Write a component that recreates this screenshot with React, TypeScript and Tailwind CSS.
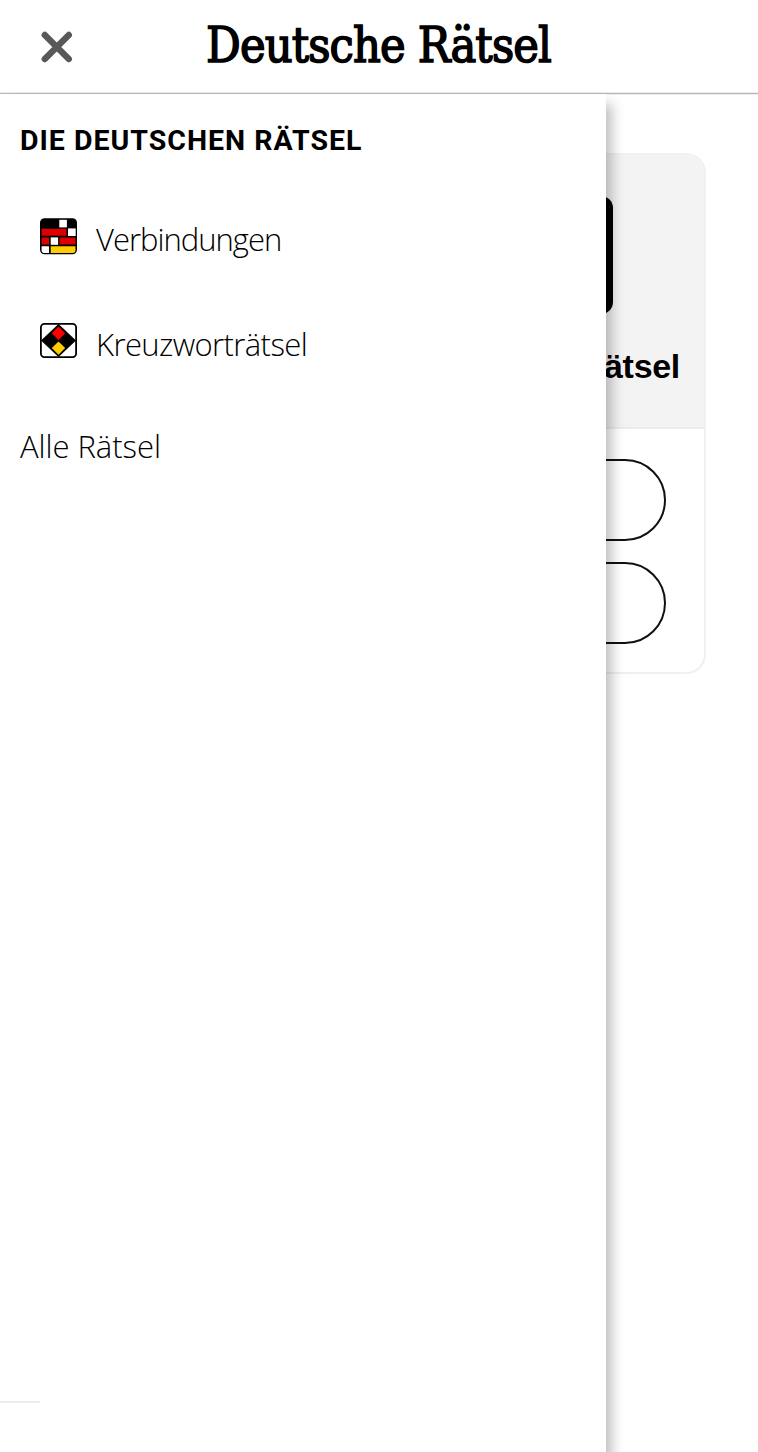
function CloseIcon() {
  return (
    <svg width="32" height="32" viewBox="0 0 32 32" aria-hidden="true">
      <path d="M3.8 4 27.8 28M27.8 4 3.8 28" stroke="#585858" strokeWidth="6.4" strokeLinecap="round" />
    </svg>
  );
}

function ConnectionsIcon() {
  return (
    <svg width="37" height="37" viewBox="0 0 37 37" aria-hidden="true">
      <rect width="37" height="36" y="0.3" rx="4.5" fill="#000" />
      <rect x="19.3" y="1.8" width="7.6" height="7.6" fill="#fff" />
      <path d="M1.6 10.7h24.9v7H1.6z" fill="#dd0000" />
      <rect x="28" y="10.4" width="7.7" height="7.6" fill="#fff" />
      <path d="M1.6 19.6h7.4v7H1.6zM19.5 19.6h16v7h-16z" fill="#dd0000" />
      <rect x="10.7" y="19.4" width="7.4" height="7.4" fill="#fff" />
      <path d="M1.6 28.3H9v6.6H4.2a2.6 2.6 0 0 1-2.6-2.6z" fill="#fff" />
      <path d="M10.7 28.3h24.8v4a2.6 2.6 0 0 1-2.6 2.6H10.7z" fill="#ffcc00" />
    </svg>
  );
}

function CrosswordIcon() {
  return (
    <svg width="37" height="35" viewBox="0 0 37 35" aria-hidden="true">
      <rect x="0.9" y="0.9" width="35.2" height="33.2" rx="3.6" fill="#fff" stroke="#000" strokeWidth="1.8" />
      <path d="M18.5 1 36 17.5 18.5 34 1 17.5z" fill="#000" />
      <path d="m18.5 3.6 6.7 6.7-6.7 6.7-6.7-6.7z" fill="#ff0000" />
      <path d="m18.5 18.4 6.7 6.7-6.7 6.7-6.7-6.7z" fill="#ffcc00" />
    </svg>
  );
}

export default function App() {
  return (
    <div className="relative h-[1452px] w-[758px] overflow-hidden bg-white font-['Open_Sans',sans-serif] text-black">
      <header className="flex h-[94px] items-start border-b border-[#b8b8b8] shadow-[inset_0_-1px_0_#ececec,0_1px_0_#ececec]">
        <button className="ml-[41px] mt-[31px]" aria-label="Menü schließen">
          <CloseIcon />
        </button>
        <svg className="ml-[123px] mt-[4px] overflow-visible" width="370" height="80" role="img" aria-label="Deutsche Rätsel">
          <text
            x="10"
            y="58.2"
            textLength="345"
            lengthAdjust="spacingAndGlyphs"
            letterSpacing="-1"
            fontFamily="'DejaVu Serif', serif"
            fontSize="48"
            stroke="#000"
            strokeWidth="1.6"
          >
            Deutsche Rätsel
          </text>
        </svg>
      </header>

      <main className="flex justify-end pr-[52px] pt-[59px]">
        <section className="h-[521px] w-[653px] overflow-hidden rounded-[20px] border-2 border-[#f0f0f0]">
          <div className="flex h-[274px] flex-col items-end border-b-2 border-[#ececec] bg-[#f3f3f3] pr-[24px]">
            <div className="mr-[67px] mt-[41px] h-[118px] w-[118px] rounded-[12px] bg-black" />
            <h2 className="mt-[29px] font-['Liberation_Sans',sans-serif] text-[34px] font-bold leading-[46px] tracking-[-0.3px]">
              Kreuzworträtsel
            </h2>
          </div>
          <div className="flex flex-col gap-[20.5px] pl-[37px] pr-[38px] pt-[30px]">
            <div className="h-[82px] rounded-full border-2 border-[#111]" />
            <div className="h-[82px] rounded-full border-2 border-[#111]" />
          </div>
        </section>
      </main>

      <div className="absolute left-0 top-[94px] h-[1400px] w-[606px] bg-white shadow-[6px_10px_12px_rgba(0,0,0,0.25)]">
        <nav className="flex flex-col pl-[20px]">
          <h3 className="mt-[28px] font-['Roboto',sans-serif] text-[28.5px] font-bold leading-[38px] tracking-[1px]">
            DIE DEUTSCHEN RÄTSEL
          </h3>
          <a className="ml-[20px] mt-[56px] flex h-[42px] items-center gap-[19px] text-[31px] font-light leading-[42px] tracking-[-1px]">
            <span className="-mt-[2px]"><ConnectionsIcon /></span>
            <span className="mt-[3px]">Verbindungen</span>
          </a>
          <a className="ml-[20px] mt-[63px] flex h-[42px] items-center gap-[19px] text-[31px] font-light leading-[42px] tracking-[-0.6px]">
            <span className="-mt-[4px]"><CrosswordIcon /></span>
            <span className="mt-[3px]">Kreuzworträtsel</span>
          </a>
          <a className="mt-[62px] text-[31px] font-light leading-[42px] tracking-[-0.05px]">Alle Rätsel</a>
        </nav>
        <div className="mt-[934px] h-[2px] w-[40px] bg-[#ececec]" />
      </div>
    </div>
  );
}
========================
WHAT IS EXPECTED: Repeat all the data as it stands, dropping any images it holds.

WORKED SOLUTION:
Write a component that recreates this screenshot with React, TypeScript and Tailwind CSS.
function CloseIcon() {
  return (
    <svg width="32" height="32" viewBox="0 0 32 32" aria-hidden="true">
      <path d="M3.8 4 27.8 28M27.8 4 3.8 28" stroke="#585858" strokeWidth="6.4" strokeLinecap="round" />
    </svg>
  );
}

function ConnectionsIcon() {
  return (
    <svg width="37" height="37" viewBox="0 0 37 37" aria-hidden="true">
      <rect width="37" height="36" y="0.3" rx="4.5" fill="#000" />
      <rect x="19.3" y="1.8" width="7.6" height="7.6" fill="#fff" />
      <path d="M1.6 10.7h24.9v7H1.6z" fill="#dd0000" />
      <rect x="28" y="10.4" width="7.7" height="7.6" fill="#fff" />
      <path d="M1.6 19.6h7.4v7H1.6zM19.5 19.6h16v7h-16z" fill="#dd0000" />
      <rect x="10.7" y="19.4" width="7.4" height="7.4" fill="#fff" />
      <path d="M1.6 28.3H9v6.6H4.2a2.6 2.6 0 0 1-2.6-2.6z" fill="#fff" />
      <path d="M10.7 28.3h24.8v4a2.6 2.6 0 0 1-2.6 2.6H10.7z" fill="#ffcc00" />
    </svg>
  );
}

function CrosswordIcon() {
  return (
    <svg width="37" height="35" viewBox="0 0 37 35" aria-hidden="true">
      <rect x="0.9" y="0.9" width="35.2" height="33.2" rx="3.6" fill="#fff" stroke="#000" strokeWidth="1.8" />
      <path d="M18.5 1 36 17.5 18.5 34 1 17.5z" fill="#000" />
      <path d="m18.5 3.6 6.7 6.7-6.7 6.7-6.7-6.7z" fill="#ff0000" />
      <path d="m18.5 18.4 6.7 6.7-6.7 6.7-6.7-6.7z" fill="#ffcc00" />
    </svg>
  );
}

export default function App() {
  return (
    <div className="relative h-[1452px] w-[758px] overflow-hidden bg-white font-['Open_Sans',sans-serif] text-black">
      <header className="flex h-[94px] items-start border-b border-[#b8b8b8] shadow-[inset_0_-1px_0_#ececec,0_1px_0_#ececec]">
        <button className="ml-[41px] mt-[31px]" aria-label="Menü schließen">
          <CloseIcon />
        </button>
        <svg className="ml-[123px] mt-[4px] overflow-visible" width="370" height="80" role="img" aria-label="Deutsche Rätsel">
          <text
            x="10"
            y="58.2"
            textLength="345"
            lengthAdjust="spacingAndGlyphs"
            letterSpacing="-1"
            fontFamily="'DejaVu Serif', serif"
            fontSize="48"
            stroke="#000"
            strokeWidth="1.6"
          >
            Deutsche Rätsel
          </text>
        </svg>
      </header>

      <main className="flex justify-end pr-[52px] pt-[59px]">
        <section className="h-[521px] w-[653px] overflow-hidden rounded-[20px] border-2 border-[#f0f0f0]">
          <div className="flex h-[274px] flex-col items-end border-b-2 border-[#ececec] bg-[#f3f3f3] pr-[24px]">
            <div className="mr-[67px] mt-[41px] h-[118px] w-[118px] rounded-[12px] bg-black" />
            <h2 className="mt-[29px] font-['Liberation_Sans',sans-serif] text-[34px] font-bold leading-[46px] tracking-[-0.3px]">
              Kreuzworträtsel
            </h2>
          </div>
          <div className="flex flex-col gap-[20.5px] pl-[37px] pr-[38px] pt-[30px]">
            <div className="h-[82px] rounded-full border-2 border-[#111]" />
            <div className="h-[82px] rounded-full border-2 border-[#111]" />
          </div>
        </section>
      </main>

      <div className="absolute left-0 top-[94px] h-[1400px] w-[606px] bg-white shadow-[6px_10px_12px_rgba(0,0,0,0.25)]">
        <nav className="flex flex-col pl-[20px]">
          <h3 className="mt-[28px] font-['Roboto',sans-serif] text-[28.5px] font-bold leading-[38px] tracking-[1px]">
            DIE DEUTSCHEN RÄTSEL
          </h3>
          <a className="ml-[20px] mt-[56px] flex h-[42px] items-center gap-[19px] text-[31px] font-light leading-[42px] tracking-[-1px]">
            <span className="-mt-[2px]"><ConnectionsIcon /></span>
            <span className="mt-[3px]">Verbindungen</span>
          </a>
          <a className="ml-[20px] mt-[63px] flex h-[42px] items-center gap-[19px] text-[31px] font-light leading-[42px] tracking-[-0.6px]">
            <span className="-mt-[4px]"><CrosswordIcon /></span>
            <span className="mt-[3px]">Kreuzworträtsel</span>
          </a>
          <a className="mt-[62px] text-[31px] font-light leading-[42px] tracking-[-0.05px]">Alle Rätsel</a>
        </nav>
        <div className="mt-[934px] h-[2px] w-[40px] bg-[#ececec]" />
      </div>
    </div>
  );
}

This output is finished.